> _EXERCISE REQUIREMENTS_
Pull out every line containing the string "this".

begin

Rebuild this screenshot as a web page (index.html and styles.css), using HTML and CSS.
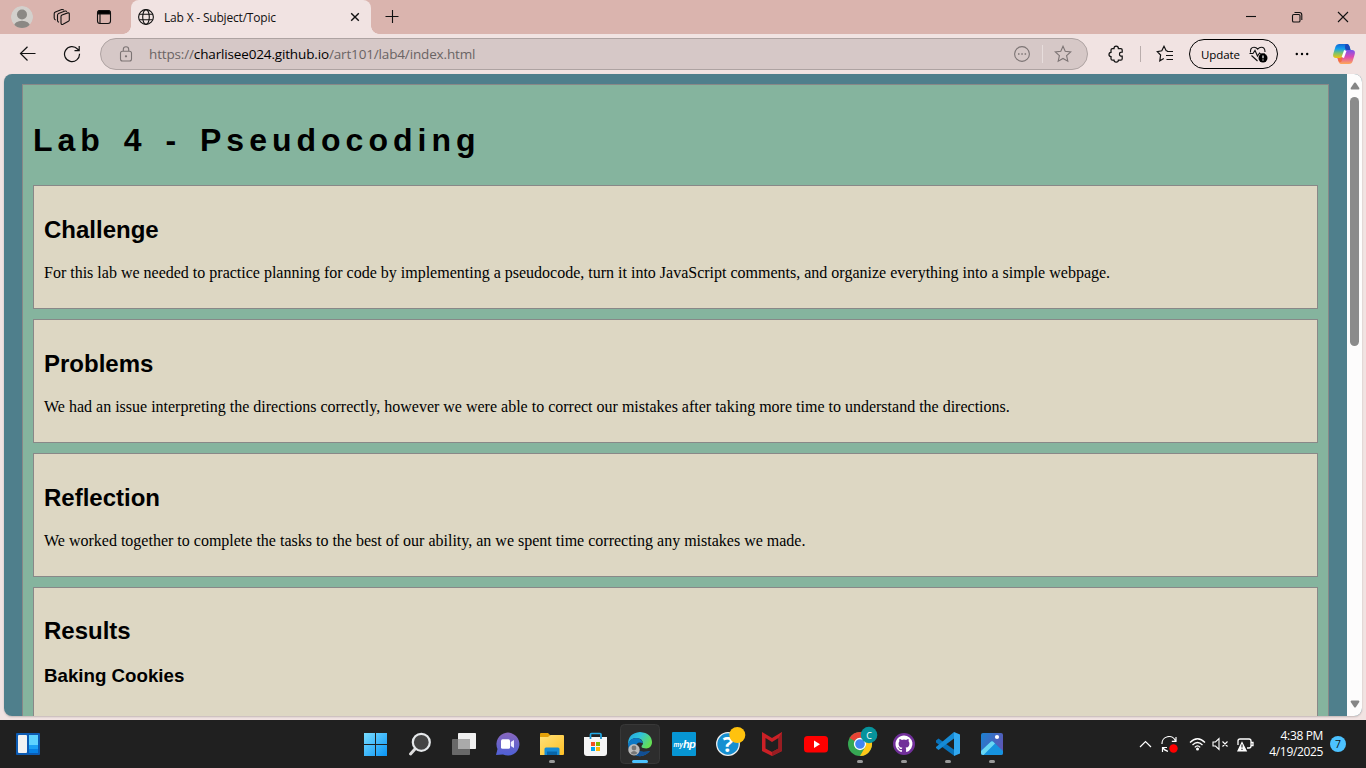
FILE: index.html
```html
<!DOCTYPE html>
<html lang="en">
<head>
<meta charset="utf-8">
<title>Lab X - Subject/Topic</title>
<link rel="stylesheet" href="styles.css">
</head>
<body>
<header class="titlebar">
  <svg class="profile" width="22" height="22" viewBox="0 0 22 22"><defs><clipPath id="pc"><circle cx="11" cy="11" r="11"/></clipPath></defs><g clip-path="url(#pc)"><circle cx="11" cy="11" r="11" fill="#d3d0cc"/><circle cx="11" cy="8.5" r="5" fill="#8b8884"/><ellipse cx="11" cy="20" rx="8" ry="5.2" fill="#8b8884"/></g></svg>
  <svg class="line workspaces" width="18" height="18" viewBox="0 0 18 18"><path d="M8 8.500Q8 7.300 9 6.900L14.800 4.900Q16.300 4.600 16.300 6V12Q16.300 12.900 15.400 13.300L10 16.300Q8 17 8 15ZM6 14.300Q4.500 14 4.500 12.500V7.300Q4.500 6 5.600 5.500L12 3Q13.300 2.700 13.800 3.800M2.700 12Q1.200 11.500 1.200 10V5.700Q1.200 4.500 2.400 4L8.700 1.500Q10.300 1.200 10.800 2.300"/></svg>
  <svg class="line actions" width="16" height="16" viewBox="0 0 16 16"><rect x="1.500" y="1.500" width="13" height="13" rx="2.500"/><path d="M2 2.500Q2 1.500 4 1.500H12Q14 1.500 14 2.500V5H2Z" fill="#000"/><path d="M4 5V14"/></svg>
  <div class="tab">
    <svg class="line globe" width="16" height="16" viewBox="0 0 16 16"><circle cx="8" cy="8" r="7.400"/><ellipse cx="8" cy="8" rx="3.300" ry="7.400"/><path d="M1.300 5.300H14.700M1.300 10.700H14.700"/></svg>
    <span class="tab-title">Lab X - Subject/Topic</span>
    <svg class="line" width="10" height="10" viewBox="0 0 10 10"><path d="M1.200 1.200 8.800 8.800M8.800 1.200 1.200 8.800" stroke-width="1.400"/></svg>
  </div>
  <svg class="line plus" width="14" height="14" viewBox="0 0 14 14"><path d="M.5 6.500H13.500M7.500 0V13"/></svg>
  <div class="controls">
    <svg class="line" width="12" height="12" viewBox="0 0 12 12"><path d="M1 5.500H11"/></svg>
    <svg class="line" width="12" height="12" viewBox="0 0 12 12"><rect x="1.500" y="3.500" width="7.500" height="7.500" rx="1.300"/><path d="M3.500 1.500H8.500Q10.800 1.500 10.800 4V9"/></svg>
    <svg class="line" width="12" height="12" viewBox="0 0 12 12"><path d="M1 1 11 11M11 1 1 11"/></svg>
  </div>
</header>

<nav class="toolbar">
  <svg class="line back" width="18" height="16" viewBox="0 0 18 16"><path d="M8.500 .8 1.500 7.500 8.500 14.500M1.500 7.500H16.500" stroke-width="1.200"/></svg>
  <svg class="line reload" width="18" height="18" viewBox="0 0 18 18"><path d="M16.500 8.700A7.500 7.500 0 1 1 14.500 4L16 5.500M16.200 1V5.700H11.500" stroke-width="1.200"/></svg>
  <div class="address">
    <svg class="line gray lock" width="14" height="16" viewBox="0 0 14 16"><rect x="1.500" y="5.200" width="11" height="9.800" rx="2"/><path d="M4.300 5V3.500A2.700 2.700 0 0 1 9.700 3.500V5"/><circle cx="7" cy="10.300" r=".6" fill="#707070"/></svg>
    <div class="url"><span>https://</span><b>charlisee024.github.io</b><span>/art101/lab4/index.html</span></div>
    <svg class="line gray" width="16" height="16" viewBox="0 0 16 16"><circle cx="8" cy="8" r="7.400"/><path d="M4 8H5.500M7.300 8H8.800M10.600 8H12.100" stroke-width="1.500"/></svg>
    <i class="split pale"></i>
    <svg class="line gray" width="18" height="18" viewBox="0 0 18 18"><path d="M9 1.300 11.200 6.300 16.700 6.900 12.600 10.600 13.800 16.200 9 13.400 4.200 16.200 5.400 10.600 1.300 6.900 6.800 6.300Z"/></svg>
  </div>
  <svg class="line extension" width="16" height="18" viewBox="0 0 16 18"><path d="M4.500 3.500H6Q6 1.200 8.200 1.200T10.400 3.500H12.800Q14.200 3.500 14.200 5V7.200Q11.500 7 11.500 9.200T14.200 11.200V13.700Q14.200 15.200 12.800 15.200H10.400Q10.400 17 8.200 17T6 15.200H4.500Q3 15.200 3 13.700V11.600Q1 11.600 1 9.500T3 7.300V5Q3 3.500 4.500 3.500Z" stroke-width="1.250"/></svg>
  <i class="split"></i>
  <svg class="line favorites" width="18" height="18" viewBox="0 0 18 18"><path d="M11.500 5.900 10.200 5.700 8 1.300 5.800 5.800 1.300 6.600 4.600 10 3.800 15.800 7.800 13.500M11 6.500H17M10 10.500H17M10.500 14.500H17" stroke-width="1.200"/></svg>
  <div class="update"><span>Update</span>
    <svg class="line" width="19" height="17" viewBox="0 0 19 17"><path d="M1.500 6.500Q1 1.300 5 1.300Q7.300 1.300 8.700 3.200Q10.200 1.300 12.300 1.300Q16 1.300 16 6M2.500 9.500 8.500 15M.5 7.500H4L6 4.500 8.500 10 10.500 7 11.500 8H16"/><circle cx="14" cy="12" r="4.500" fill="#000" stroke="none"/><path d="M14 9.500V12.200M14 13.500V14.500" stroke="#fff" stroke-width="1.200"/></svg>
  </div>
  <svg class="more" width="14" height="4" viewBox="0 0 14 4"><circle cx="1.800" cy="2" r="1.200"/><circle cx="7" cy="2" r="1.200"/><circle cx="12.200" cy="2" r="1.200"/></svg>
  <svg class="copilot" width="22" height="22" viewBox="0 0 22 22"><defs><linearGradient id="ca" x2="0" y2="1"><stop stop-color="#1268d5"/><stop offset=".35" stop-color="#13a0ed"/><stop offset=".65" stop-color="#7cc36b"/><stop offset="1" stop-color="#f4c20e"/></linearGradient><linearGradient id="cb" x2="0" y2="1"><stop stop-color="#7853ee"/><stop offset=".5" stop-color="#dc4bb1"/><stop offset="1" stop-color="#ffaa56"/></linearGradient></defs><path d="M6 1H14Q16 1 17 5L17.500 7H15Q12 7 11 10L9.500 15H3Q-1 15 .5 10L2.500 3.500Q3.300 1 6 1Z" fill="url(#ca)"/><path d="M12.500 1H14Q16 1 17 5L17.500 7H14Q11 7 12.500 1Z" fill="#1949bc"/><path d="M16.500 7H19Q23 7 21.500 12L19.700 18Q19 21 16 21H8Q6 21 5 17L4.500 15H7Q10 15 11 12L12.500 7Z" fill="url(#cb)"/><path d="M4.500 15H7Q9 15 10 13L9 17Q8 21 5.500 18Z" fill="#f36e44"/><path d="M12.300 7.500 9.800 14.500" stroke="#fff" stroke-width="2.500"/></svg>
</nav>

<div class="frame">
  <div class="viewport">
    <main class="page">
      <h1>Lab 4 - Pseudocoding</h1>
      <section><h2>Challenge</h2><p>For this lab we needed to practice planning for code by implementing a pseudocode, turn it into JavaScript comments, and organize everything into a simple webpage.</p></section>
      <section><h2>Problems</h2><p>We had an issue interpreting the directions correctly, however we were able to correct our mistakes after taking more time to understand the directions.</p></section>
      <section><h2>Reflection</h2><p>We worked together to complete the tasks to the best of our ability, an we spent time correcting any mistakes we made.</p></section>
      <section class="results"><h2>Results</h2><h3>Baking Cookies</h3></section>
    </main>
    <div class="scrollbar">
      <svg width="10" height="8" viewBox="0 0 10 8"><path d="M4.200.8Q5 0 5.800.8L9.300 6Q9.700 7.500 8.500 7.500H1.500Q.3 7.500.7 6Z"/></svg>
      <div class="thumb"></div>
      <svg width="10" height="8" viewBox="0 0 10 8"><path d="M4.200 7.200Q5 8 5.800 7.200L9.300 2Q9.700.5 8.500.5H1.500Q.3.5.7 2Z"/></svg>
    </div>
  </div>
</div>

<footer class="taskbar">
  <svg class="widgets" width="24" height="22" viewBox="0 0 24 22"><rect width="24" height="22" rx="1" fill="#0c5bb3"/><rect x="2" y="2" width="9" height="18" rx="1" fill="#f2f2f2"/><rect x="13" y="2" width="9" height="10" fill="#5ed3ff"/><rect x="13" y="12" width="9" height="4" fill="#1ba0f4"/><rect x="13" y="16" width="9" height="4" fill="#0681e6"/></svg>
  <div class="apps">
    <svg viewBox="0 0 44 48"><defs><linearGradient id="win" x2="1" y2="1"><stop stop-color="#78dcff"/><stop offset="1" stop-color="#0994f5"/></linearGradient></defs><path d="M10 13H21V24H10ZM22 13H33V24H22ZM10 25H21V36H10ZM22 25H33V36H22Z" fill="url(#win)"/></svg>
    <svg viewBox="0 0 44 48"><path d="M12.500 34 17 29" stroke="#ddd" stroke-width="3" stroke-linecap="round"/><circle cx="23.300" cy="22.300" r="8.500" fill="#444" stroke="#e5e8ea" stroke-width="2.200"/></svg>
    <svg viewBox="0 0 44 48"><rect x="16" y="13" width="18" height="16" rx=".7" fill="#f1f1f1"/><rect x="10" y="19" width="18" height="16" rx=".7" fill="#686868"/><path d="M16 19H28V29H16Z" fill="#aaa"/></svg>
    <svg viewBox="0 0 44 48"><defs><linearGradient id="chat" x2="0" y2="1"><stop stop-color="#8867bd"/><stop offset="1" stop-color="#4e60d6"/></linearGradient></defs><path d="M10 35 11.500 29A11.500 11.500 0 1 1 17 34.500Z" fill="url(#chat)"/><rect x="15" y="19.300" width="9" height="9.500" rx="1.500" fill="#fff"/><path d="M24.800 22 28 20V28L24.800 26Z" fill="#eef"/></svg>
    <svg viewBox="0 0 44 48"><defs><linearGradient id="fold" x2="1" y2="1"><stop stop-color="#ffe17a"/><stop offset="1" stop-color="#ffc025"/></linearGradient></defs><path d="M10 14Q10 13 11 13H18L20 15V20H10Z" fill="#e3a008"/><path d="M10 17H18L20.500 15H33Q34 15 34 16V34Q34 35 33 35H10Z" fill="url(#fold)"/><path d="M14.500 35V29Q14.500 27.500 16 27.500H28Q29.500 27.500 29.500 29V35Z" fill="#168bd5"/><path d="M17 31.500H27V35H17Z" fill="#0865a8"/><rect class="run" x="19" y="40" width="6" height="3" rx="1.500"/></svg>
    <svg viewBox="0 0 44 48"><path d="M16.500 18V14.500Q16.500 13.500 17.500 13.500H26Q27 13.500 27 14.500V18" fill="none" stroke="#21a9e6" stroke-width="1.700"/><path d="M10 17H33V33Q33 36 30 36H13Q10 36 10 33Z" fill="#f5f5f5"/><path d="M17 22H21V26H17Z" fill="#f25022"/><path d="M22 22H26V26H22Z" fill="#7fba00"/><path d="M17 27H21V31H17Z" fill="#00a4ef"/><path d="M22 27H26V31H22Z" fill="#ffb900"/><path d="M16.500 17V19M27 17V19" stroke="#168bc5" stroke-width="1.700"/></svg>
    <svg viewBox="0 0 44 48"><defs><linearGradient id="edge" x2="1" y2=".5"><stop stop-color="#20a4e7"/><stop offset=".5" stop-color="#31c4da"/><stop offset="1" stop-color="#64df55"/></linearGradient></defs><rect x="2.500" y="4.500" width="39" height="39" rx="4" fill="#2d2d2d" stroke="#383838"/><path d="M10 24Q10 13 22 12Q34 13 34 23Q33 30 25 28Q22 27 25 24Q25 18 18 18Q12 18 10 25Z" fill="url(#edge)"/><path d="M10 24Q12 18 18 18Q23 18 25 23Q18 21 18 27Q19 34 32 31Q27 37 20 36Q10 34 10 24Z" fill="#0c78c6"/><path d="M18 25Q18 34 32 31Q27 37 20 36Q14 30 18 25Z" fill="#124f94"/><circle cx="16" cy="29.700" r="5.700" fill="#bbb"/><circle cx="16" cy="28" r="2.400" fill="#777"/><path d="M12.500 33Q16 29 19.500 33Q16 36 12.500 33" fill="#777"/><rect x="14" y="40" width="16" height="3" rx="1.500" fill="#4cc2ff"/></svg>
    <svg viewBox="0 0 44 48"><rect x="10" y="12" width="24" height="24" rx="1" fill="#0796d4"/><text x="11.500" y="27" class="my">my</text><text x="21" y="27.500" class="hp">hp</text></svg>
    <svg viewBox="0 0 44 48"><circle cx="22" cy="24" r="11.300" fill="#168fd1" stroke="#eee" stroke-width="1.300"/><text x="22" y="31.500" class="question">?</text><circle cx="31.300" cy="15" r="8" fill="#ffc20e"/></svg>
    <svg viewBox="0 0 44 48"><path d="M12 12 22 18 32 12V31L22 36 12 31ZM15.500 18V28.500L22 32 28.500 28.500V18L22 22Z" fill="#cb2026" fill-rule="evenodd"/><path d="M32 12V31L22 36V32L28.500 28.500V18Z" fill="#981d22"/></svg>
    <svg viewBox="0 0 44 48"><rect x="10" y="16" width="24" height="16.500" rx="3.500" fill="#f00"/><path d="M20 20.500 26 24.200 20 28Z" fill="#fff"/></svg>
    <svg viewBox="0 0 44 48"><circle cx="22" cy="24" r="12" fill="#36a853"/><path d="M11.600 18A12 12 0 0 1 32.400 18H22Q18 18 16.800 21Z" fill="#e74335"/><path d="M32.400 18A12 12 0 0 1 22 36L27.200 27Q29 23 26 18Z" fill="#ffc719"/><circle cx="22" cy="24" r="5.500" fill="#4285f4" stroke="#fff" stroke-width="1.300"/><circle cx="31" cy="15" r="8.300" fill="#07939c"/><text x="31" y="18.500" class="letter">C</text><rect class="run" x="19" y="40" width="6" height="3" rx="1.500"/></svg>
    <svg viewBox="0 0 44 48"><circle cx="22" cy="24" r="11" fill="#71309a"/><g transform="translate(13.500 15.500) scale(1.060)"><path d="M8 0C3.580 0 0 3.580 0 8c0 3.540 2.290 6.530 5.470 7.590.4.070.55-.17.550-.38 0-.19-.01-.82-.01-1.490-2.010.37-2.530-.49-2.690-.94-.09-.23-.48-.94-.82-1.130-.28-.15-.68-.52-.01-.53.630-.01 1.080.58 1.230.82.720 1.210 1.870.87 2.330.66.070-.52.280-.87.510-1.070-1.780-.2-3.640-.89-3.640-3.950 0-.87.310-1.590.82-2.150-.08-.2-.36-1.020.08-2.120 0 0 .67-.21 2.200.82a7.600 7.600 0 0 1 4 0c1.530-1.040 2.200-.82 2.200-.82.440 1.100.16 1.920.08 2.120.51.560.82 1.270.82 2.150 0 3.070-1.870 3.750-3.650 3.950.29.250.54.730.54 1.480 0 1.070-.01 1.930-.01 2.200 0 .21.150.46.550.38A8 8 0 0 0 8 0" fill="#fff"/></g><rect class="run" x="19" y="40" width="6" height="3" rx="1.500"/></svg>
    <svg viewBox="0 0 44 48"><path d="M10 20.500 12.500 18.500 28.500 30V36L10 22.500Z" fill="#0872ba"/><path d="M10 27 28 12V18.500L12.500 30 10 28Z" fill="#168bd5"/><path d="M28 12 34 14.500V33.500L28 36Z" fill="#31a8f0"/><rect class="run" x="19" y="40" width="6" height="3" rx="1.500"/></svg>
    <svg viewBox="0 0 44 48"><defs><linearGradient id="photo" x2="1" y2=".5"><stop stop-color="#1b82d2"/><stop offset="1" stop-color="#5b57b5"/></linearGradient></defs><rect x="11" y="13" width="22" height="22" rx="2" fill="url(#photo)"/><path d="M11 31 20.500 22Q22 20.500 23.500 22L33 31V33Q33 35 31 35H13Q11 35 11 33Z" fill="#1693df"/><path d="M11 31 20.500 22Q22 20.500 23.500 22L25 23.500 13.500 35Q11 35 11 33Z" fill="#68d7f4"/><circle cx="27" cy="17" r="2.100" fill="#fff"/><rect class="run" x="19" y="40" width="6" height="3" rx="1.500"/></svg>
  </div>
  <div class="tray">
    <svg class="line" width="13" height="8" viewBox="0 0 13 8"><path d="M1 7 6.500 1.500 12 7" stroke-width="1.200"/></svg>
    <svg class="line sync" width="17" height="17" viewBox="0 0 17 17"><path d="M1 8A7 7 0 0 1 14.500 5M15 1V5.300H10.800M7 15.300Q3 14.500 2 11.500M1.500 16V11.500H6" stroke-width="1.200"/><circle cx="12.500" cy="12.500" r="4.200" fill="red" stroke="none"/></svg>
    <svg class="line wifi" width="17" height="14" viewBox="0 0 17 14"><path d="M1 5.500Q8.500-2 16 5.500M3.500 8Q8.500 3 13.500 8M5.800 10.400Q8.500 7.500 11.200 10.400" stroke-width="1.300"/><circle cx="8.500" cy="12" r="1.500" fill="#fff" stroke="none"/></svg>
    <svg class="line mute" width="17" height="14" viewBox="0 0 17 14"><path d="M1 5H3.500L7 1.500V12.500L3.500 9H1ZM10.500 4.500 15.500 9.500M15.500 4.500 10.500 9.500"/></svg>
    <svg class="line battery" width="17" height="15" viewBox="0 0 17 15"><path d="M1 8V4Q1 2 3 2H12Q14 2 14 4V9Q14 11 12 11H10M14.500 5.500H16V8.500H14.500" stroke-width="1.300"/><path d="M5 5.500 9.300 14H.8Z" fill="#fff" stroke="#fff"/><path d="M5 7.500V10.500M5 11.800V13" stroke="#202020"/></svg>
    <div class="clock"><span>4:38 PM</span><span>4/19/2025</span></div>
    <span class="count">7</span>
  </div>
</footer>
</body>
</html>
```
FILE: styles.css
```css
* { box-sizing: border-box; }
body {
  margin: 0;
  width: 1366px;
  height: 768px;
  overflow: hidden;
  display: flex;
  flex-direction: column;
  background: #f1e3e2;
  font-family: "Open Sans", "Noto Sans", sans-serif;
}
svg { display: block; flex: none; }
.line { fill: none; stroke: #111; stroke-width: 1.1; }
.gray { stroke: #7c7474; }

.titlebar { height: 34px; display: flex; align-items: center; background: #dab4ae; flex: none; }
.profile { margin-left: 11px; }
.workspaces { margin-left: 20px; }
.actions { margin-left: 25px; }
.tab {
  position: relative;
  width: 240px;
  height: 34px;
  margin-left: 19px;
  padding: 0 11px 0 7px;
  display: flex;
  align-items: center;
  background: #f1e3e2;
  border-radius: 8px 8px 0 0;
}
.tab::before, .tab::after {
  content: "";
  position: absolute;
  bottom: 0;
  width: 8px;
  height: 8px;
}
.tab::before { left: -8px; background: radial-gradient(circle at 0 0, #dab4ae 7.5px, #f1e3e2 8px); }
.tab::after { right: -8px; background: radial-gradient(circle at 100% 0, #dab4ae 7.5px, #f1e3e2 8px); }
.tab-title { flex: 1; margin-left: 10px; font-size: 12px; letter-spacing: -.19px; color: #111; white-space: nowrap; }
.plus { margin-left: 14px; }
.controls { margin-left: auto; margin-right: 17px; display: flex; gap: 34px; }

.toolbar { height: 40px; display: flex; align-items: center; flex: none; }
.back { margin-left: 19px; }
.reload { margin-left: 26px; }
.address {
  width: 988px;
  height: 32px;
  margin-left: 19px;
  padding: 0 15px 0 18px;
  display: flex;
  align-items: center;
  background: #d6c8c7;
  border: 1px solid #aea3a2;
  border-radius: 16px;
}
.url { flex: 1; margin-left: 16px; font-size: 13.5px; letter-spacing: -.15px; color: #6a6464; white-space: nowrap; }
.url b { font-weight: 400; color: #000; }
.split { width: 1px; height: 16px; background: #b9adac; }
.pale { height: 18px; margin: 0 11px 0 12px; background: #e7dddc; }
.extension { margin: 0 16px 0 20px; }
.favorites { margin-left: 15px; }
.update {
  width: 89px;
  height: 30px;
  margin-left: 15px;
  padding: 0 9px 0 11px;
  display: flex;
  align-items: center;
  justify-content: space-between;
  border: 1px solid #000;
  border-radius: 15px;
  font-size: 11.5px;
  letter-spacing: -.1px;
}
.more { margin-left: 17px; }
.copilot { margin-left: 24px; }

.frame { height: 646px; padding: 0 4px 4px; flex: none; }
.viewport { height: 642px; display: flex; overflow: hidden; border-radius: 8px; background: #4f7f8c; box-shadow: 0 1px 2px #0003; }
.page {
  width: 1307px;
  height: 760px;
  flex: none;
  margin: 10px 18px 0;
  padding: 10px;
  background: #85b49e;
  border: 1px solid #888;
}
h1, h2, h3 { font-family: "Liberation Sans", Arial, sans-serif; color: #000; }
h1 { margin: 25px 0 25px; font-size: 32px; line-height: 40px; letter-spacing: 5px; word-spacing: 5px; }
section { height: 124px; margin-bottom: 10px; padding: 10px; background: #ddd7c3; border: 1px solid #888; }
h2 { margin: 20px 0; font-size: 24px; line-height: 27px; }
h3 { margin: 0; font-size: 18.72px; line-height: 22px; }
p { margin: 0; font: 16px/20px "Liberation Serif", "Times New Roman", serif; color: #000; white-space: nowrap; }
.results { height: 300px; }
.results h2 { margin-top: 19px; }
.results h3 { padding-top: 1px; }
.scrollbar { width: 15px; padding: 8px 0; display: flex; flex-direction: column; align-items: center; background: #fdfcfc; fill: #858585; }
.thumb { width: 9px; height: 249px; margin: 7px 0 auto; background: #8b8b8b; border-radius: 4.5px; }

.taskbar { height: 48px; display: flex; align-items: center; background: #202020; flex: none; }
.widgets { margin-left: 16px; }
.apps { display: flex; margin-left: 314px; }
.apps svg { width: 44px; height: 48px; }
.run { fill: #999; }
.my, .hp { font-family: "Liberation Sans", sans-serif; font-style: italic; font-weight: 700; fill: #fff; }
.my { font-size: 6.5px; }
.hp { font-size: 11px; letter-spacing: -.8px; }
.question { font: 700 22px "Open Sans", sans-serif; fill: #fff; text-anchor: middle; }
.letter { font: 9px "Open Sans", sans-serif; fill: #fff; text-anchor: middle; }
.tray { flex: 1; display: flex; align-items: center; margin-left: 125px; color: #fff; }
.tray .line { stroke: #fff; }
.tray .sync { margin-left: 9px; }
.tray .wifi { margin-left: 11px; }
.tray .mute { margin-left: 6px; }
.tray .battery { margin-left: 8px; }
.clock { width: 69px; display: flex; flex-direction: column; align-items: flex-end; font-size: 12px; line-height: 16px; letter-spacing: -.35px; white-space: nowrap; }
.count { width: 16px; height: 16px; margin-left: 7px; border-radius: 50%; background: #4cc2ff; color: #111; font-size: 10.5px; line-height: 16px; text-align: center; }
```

end

> _EXERCISE RESULT_
Rebuild this screenshot as a web page (index.html and styles.css), using HTML and CSS.
      <section><h2>Challenge</h2><p>For this lab we needed to practice planning for code by implementing a pseudocode, turn it into JavaScript comments, and organize everything into a simple webpage.</p></section>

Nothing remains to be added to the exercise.